John Larson spent $1,961,468 defending himself from his Republican challenger, John Decker, who spent $47,005, a 41 to 1 gap. And Rosa DeLauro spent $1,039,238 defending herself against Republican Wayne Winsley, who spent $51,668, a gap of 20 to 1. Mr. Larson is operating within a gerrymandered district that makes ANY campaign fundraising redundant, and Mrs. DeLauro’s district fairly assures her a lifetime sinecure. Yet these imbalances, obvious for many years in their campaigns, hardly raised an eyebrow among the state’s left of center media.
There were no great numerical losses for Republicans in the General Assembly; the numbers remain similar, though some seats changed.

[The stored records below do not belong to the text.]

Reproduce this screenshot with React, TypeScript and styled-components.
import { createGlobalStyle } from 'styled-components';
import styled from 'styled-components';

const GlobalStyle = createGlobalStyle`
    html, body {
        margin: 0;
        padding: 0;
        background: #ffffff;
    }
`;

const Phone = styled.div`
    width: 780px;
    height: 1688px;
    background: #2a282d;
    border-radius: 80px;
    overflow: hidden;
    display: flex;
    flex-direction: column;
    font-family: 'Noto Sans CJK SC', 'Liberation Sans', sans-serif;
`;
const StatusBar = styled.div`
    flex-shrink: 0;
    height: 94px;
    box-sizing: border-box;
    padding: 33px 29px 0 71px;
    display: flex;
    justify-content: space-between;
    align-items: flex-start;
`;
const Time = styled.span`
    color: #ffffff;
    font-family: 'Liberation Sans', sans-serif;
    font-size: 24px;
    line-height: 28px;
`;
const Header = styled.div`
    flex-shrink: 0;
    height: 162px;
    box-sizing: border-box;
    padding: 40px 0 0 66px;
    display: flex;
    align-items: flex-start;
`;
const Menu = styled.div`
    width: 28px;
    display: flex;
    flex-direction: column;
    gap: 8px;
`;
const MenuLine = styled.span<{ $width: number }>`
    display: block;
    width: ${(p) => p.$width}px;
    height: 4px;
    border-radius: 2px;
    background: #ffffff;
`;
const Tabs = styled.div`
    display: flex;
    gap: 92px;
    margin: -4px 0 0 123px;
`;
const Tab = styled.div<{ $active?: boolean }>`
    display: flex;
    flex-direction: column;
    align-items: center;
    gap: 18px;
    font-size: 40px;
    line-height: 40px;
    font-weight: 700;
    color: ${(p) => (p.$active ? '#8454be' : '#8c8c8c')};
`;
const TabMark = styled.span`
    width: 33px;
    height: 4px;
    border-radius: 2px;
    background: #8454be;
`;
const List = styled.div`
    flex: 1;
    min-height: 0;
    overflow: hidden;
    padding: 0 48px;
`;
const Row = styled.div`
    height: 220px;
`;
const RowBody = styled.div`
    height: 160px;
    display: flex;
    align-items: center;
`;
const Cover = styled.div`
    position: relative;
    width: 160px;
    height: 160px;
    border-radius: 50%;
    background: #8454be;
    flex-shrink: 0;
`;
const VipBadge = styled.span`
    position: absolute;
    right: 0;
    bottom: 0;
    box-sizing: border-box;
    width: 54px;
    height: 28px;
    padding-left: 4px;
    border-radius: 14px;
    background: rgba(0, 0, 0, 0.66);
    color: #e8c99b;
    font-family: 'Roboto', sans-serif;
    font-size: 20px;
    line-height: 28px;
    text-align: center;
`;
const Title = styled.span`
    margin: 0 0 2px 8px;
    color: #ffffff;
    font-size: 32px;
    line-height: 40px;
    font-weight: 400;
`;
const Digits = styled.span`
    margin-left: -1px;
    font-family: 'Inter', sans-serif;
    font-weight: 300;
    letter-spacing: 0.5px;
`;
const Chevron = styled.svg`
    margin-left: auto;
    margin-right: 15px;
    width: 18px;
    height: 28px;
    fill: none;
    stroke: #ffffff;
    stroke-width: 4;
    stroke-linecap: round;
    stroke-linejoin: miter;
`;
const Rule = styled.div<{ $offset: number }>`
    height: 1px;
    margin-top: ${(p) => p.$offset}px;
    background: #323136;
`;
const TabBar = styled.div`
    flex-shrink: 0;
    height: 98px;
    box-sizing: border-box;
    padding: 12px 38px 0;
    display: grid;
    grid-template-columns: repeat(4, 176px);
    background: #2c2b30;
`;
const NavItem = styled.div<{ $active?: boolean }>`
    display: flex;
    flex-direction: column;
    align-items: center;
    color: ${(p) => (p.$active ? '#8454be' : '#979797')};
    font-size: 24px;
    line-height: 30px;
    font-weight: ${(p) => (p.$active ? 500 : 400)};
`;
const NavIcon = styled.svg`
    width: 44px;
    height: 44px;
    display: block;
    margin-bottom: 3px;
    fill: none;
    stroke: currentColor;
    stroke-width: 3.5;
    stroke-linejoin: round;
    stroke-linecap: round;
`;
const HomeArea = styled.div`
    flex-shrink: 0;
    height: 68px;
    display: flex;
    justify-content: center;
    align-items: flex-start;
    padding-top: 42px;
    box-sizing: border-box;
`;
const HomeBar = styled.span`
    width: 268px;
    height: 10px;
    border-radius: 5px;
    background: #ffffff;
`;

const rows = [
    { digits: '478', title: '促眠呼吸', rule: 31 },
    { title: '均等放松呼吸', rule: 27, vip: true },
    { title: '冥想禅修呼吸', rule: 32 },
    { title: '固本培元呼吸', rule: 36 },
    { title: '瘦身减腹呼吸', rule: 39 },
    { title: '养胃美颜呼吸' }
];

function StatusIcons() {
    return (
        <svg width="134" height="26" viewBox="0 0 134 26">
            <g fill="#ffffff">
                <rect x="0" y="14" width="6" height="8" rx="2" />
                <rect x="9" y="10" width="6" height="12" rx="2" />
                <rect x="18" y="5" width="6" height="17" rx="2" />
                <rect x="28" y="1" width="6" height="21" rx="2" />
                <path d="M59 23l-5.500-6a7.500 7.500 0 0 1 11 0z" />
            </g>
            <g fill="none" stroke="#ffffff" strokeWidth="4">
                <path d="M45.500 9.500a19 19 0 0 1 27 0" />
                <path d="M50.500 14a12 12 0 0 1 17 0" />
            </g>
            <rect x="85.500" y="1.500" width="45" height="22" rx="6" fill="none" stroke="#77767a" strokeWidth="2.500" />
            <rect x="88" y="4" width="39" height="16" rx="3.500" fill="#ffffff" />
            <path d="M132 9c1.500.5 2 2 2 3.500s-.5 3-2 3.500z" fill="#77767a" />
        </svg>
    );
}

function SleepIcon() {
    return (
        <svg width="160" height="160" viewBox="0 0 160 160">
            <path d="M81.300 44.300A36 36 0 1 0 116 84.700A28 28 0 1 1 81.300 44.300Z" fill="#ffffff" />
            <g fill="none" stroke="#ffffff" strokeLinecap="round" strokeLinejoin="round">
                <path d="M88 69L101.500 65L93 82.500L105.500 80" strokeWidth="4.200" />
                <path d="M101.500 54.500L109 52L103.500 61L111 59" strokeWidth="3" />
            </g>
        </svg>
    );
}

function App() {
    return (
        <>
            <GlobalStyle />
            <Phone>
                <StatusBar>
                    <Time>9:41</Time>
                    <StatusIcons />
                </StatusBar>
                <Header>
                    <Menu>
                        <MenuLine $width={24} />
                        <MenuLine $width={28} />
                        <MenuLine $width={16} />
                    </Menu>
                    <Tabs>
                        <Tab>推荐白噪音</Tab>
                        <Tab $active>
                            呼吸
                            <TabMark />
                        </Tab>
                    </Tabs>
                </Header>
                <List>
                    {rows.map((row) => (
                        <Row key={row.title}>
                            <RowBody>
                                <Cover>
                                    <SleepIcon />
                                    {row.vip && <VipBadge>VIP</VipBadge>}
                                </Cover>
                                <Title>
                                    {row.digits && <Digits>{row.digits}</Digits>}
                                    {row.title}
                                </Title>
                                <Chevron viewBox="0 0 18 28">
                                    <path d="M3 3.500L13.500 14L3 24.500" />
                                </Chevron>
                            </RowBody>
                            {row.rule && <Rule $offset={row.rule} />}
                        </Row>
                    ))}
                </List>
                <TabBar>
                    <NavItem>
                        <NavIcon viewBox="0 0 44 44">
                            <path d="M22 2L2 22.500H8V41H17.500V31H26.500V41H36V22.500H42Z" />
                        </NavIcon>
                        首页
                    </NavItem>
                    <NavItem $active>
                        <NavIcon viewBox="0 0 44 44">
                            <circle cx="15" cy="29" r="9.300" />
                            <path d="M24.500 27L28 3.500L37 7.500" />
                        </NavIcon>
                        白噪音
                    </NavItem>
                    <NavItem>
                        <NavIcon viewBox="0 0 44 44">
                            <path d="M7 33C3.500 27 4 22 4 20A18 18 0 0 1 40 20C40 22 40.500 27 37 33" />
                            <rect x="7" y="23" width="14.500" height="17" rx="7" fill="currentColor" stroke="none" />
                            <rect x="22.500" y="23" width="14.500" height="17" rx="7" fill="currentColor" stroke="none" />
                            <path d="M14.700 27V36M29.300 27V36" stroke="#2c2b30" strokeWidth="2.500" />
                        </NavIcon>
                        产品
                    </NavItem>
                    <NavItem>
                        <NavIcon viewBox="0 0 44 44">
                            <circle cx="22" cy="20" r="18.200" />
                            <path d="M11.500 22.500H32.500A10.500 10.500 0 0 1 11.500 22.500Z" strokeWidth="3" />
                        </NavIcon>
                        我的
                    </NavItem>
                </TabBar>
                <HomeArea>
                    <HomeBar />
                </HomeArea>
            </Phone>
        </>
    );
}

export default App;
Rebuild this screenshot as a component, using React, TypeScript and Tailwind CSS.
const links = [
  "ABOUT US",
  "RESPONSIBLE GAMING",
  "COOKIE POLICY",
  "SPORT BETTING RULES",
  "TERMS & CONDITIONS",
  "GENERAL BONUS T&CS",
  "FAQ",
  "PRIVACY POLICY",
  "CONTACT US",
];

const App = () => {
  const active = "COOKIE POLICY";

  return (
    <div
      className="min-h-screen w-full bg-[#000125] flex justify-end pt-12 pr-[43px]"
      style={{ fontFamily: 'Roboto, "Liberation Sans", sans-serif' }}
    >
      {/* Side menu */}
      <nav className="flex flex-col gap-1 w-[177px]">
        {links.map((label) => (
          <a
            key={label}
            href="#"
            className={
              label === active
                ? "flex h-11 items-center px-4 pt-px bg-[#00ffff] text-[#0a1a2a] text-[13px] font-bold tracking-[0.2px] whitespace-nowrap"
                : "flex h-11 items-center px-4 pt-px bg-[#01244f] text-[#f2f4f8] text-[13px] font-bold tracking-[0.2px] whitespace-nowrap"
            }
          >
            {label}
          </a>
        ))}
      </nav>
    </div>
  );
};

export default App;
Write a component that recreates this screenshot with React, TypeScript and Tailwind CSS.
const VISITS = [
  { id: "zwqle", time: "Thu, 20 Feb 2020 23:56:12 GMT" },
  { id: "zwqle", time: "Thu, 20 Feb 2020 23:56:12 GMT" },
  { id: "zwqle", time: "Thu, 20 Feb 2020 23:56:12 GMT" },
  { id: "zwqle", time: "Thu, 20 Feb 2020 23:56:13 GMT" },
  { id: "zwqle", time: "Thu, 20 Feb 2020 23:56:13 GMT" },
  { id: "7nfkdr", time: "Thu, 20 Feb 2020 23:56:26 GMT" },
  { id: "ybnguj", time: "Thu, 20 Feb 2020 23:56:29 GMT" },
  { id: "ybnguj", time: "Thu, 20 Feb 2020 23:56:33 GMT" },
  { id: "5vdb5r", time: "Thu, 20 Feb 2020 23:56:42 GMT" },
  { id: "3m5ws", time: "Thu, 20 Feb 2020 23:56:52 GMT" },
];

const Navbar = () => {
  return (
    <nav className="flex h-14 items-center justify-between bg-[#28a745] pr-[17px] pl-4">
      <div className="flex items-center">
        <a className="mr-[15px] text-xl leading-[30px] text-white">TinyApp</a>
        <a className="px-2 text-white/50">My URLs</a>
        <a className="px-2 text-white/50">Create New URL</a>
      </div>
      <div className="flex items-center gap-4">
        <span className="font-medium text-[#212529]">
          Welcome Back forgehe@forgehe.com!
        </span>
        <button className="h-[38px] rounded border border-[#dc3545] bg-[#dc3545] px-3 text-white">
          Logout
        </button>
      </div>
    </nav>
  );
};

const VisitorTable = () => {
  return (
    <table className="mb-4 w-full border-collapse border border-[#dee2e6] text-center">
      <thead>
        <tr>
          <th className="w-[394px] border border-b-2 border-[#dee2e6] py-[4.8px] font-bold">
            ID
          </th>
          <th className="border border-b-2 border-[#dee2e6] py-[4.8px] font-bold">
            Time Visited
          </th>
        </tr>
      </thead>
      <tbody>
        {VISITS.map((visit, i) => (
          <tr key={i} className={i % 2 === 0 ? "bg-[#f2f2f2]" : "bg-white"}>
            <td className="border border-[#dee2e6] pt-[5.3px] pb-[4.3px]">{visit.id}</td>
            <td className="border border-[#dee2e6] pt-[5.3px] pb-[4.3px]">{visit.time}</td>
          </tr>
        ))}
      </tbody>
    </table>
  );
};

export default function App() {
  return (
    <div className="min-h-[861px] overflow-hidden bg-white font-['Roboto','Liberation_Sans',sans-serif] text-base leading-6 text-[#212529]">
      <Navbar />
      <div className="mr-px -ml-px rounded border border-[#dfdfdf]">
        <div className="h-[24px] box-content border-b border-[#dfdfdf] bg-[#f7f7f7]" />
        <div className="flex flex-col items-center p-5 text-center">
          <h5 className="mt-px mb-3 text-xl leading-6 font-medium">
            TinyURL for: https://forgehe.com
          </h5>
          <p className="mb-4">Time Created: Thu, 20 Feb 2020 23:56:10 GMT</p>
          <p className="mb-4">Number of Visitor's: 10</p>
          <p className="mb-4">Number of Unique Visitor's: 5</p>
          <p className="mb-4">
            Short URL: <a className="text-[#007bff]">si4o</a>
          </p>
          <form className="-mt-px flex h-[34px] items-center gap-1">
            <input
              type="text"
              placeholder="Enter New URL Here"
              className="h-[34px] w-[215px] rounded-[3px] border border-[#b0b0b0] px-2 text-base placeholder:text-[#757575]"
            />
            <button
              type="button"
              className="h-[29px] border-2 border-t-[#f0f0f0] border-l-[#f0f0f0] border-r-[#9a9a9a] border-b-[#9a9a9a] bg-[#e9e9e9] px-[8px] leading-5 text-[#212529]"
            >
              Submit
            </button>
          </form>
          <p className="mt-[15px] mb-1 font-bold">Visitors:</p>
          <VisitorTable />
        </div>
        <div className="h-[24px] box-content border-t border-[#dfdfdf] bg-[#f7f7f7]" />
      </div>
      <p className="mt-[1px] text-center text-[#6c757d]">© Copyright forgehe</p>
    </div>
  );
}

Republican conservatives lost at least one valiant soldier in state Senator Len Suzio, who was targeted by the Malloy administration for having discomforted Mike Lawlor, Governor Dannel Malloy’s Under Secretary for Criminal Justice and the architect of a problem plagued early release program. The thin-skinned Malloy administration is nettled by its gadflies and punishes them ruthlessly whenever possible. Suzio, a man of honor, lost by a heart stopping 221 votes out of nearly 40,000 cast in his overwhelmingly Democratic District after his opponent had imported many of his views into her campaign. The Malloy administration targeted other nettlesome conservative legislators but, for the most part, the few conservatives in the General Assembly acquitted themselves well.
What part was played in Connecticut elections by the Tea Party?
Tea Party members withdrew their participation, discreetly for the most part.
Is the Tea Party, some wonder, still a force to be reckoned with?
Though the Tea Party is not a party but rather a movement, some leaders within the movement recall General Ulysses Grant’s response after a humiliating counter attack by Confederate forces at Fort Donelson, “Dig in, we will get’em tomorrow.”
Tea Party members were not sought as campaign recruits by either McMahon or Roraback, who lost his race to Esty by a relatively slim margin. The Democrats, of course, used the Tea Party as a foil in their races, a stratagem devised by President Barack Obama’s Chicago shakers and movers, although it was clear that most Tea Party members in Connecticut were not animated by the Republican offerings this year. Mr. Murphy, the Planned Parenthood candidate, deployed the Chicago rhetoric to some effect against Mrs. McMahon. But generally, Tea Party folk were disengaged. There was not enough libertarian-conservative pollen among Republican candidates this year to attract the bees.
Looking to the future, what’s the most important take away for Republican candidates?
Both Mr. Roraback and Mrs. McMahon, who positioned themselves in their races as demi-Democrats, have demonstrated that Weickerism doesn’t work anymore. Mothball it; try something different. The Republican Party needs more Grants and fewer McClellans.